By Abbas Jaffer *
Foreign Policy In FocusAugust 6, 2008
Just as many books have been written as there are individual viewpoints on the crises related to globalization. Mark Engler's new title How to Rule the World: the Coming Battle Over the Global Economy has some unique offerings. It offers insight about the different currents at play in globalization, along with some new analysis about the rise of a distinct globalization that promotes social and economic democracy. This new movement is people-powered, and its future is promising.
Engler focuses deeply on three competing visions of globalization. The first trend of globalization is what he terms "imperial globalization." Growing and solidifying U.S. control in the world is a distinct and sometimes even contradictory viewpoint to the corporate one. Using the Iraq War as the most recent and prominent example, he writes about how corporate interest has been wary of the war because "it was pushed aside in favor of a different vision of the world order, one that puts U.S. nationalism ahead of the interests of a wide swath of multinational corporations."
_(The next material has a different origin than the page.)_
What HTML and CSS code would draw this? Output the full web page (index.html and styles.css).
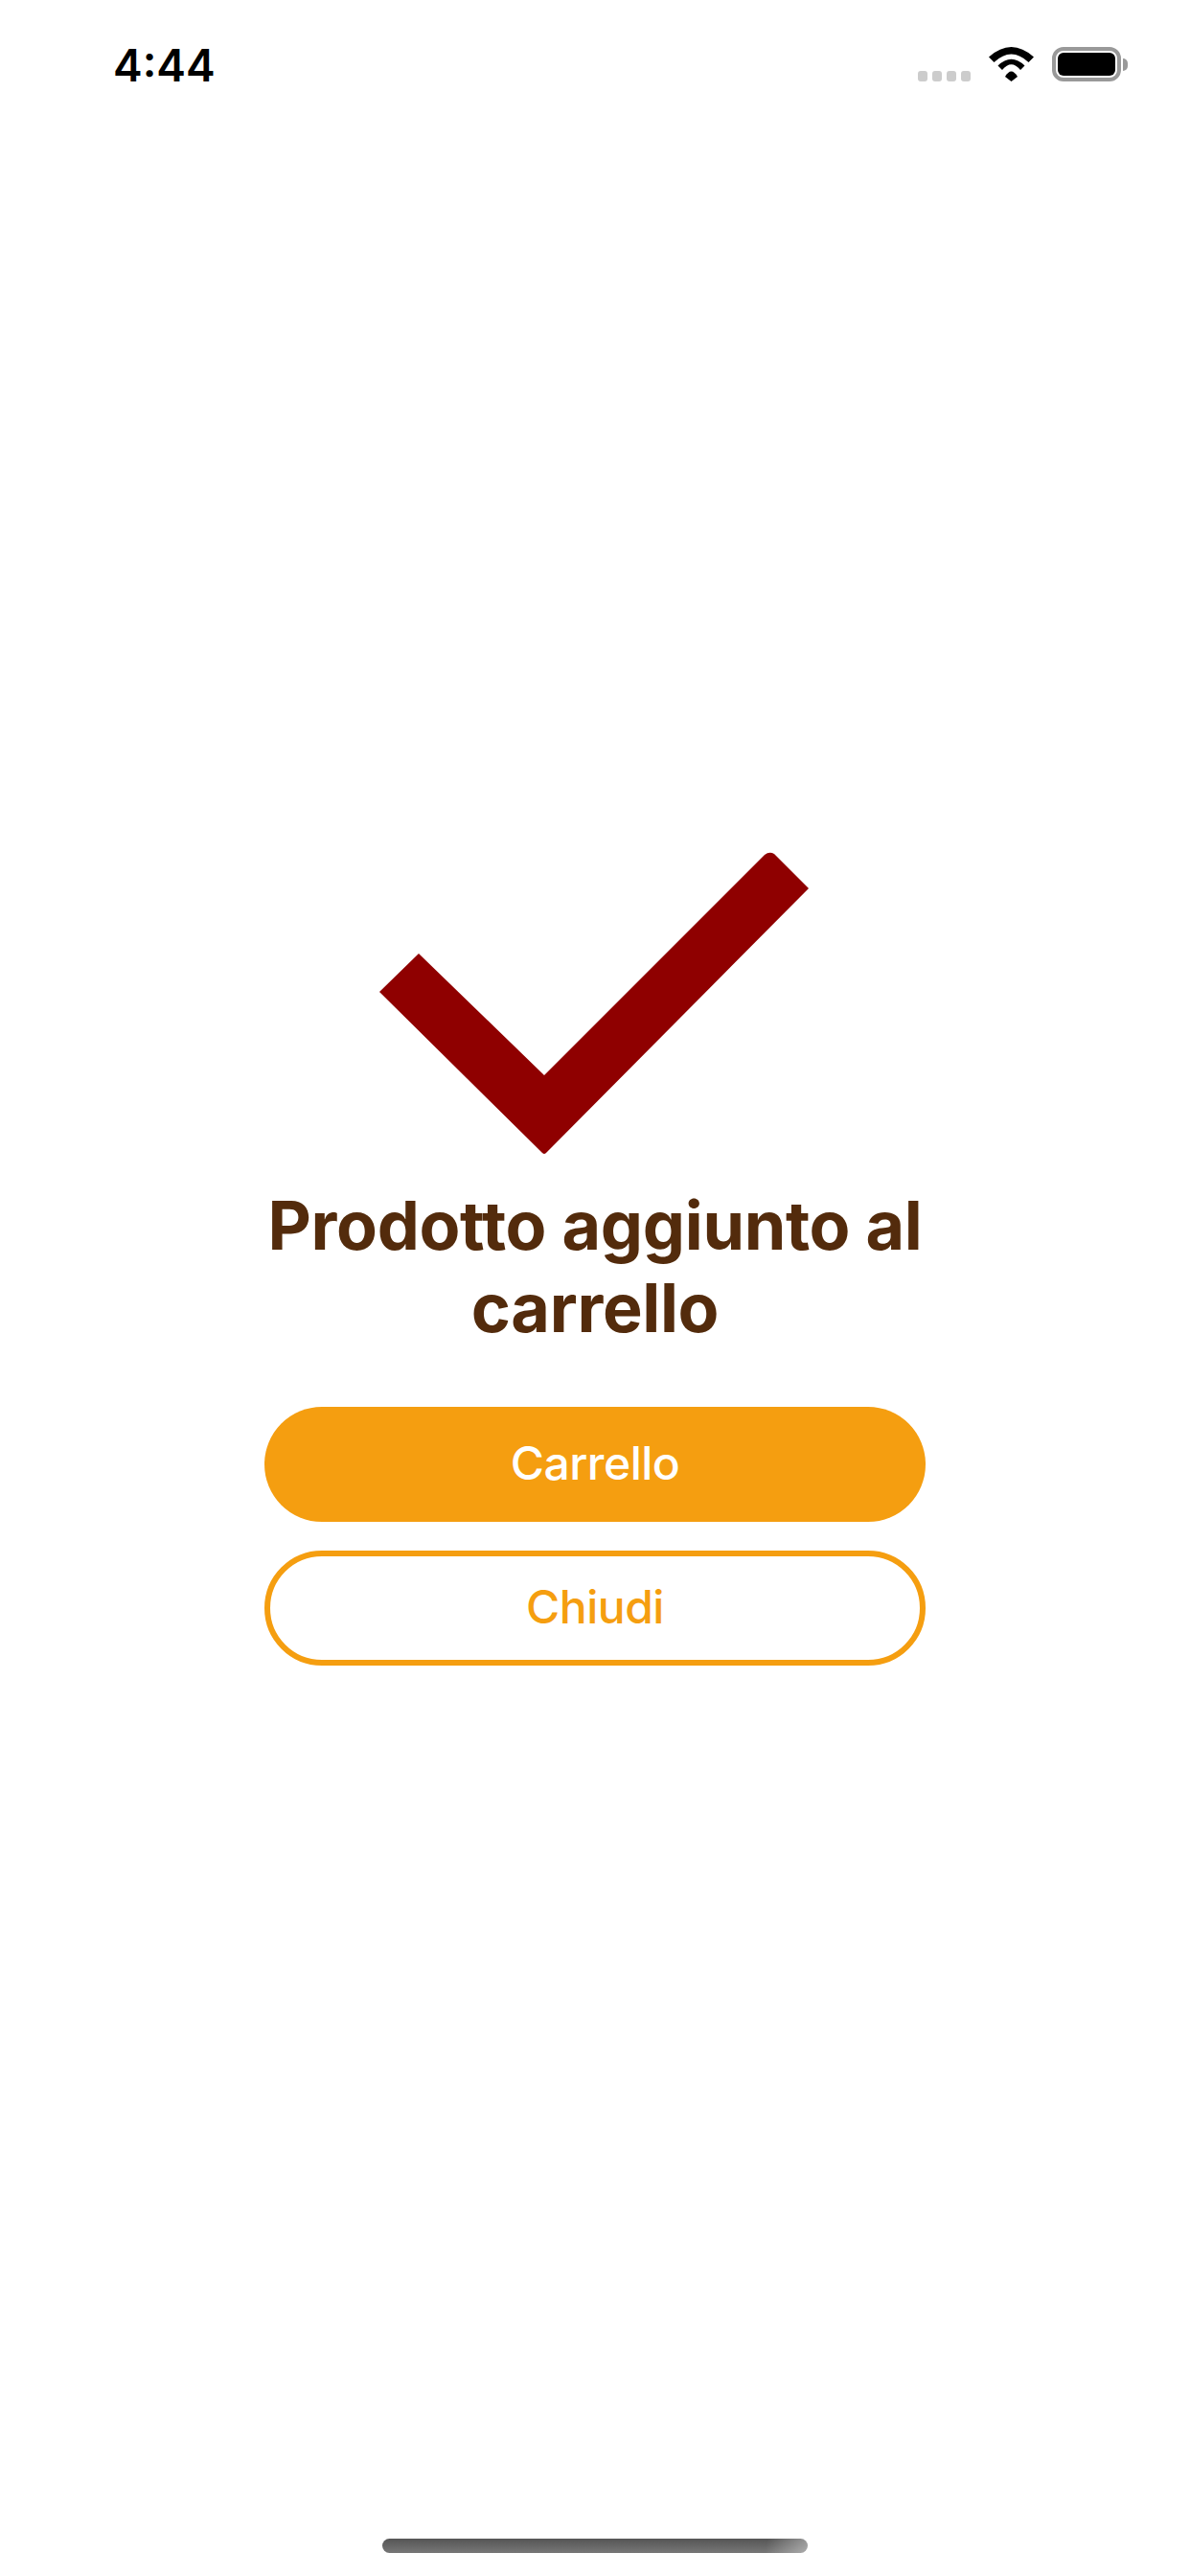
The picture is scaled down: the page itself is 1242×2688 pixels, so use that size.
FILE: index.html
```html
<!DOCTYPE html>
<html lang="it">
<head>
	<meta charset="UTF-8">
	<title>Prodotto aggiunto al carrello</title>
	<link rel="stylesheet" href="styles.css">
</head>
<body>
	<div class="status-bar">
		<div class="status-time">4:44</div>
		<div class="status-icons">
			<div class="signal">
				<span></span>
				<span></span>
				<span></span>
				<span></span>
			</div>
			<svg class="wifi" width="47" height="36" viewBox="0 0 47 36">
				<path d="M0 10.5Q23.5 -10.5 47 10.5L41.5 16Q23.5 -1 5.5 16Z"/>
				<path d="M9.5 19.5Q23.5 6 37.5 19.5L33 24Q23.5 12.5 14 24Z"/>
				<path d="M17 31Q23.5 20 30 31L23.5 36Z"/>
			</svg>
			<div class="battery">
				<div class="battery-body"><span></span></div>
				<div class="battery-cap"></div>
			</div>
		</div>
	</div>

	<div class="confirm">
		<svg class="check" width="450" height="318" viewBox="0 0 450 318">
			<path d="M0 147L41 107L172 234L402 4Q407 0 412 3L448 39L174 315Q172 317 170 315Z"/>
		</svg>
		<h1 class="confirm-title">Prodotto aggiunto al carrello</h1>
		<a class="btn btn-fill">Carrello</a>
		<a class="btn btn-line">Chiudi</a>
	</div>

	<div class="home-bar"></div>
</body>
</html>
```

FILE: styles.css
```css
*{
	margin: 0;
	padding: 0;
	box-sizing: border-box;
}
body{
	width: 1242px;
	height: 2688px;
	background-color: #FFF;
	font-family: "Inter", "Liberation Sans", sans-serif;
	display: flex;
	flex-direction: column;
	overflow: hidden;
}
.status-bar{
	height: 100px;
	padding: 49px 65px 0 118px;
	display: flex;
	justify-content: space-between;
	align-items: flex-start;
}
.status-time{
	margin-top: 1px;
	font-size: 46px;
	font-weight: 600;
	line-height: 36px;
	color: #000;
}
.status-icons{
	display: flex;
	align-items: flex-end;
}
.signal{
	display: flex;
	gap: 5px;
	margin-right: 19px;
}
.signal span{
	width: 10px;
	height: 11px;
	background-color: #CCC;
	border-radius: 3px;
}
.wifi{
	fill: #000;
	margin-right: 19px;
}
.battery{
	display: flex;
	align-items: center;
}
.battery-body{
	width: 72px;
	height: 36px;
	padding: 2px;
	border: 4px solid #999;
	border-radius: 12px;
}
.battery-body span{
	display: block;
	height: 100%;
	background-color: #000;
	border-radius: 6px;
}
.battery-cap{
	width: 5px;
	height: 13px;
	margin-left: 2px;
	background-color: #999;
	border-radius: 0 5px 5px 0;
}
.confirm{
	margin-top: 788px;
	display: flex;
	flex-direction: column;
	align-items: center;
}
.check{
	fill: #8F0000;
}
.confirm-title{
	width: 690px;
	margin-top: 30px;
	font-size: 70px;
	font-weight: 700;
	letter-spacing: -0.3px;
	line-height: 86px;
	text-align: center;
	color: #532B0C;
}
.btn{
	width: 690px;
	height: 120px;
	padding-bottom: 3px;
	border-radius: 60px;
	font-size: 48px;
	font-weight: 500;
	letter-spacing: -0.5px;
	display: flex;
	justify-content: center;
	align-items: center;
}
.btn-fill{
	margin-top: 60px;
	background-color: #F59E10;
	color: #FFF;
}
.btn-line{
	margin-top: 30px;
	border: 6px solid #F59E10;
	color: #F59E10;
}
.home-bar{
	width: 444px;
	height: 15px;
	margin: auto auto 24px;
	border-radius: 8px;
	background: linear-gradient(100deg, rgba(255,255,255,0) 90%, rgba(255,255,255,0.4) 100%), linear-gradient(#555, #777);
}
```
Exploding in the 1990s, but present as early as the 1970s, the U.S. government served as a support and facilitator for the increased reach of multinational corporations and propagated free trade regimes. Engler argues that this model of "corporate globalization" is unable to solve the issues of the world's poor and developing countries. He points out the 1999 World Trade Organization (WTO) protests that took place in Seattle were a reflection of the serious shortcomings of corporate globalization. He observes "neoliberal ideology, which seemed like an unstoppable juggernaut when global protests erupted only a short time ago is now facing a crisis of legitimacy."
Battling against these two forms of globalization is "democratic globalization". Engler characterizes it as standing distinctly from the other two types because it is both a bottom-up movement and it encompasses many viewpoints. He places the work of the grassroots as an alternative model for globalization. He points to the World Social Forum, a yearly meeting of people from around the world seeking social and economic justice, as a perfect example of this new type of globalization. Democratic globalization is so promising for Engler particular because it is multivalent, about local solutions, and looks ready to tackle the issues of our day. Democratic globalization is steeped in the ideas of local and regional solutions, as well as a consideration of oppression when the impacts of globalization are considered.
As the debates of about extending true social and economic democracy to the world rage on, there are new voices apart from the anti-globalization movement that are also beginning to act. Whether it is organizing labor in spite of government pressure, clarifying when and where environmental racism is occurring, or underlining the continuing relevance of nonviolent conflict resolution in a militaristic world, grassroots movements are increasingly taking on entrenched corporate and military interests on an unprecedented scale. To further the aims of global justice, all of these movements should have an alternative vision of the global order they can present as an alternative to the status.
In Engler's view of democratic globalization, he admits that there is no one model for addressing the woes of an increasingly interconnected world. However, if the previously disenfranchised have a say in new policies and frameworks to overcome desperate poverty and oppression, than this form of globalization may indeed prove to be the fairest and most comprehensive. The book is sure to raise some critical issues and pose meaningful alternatives to globalization as it has developed thus far.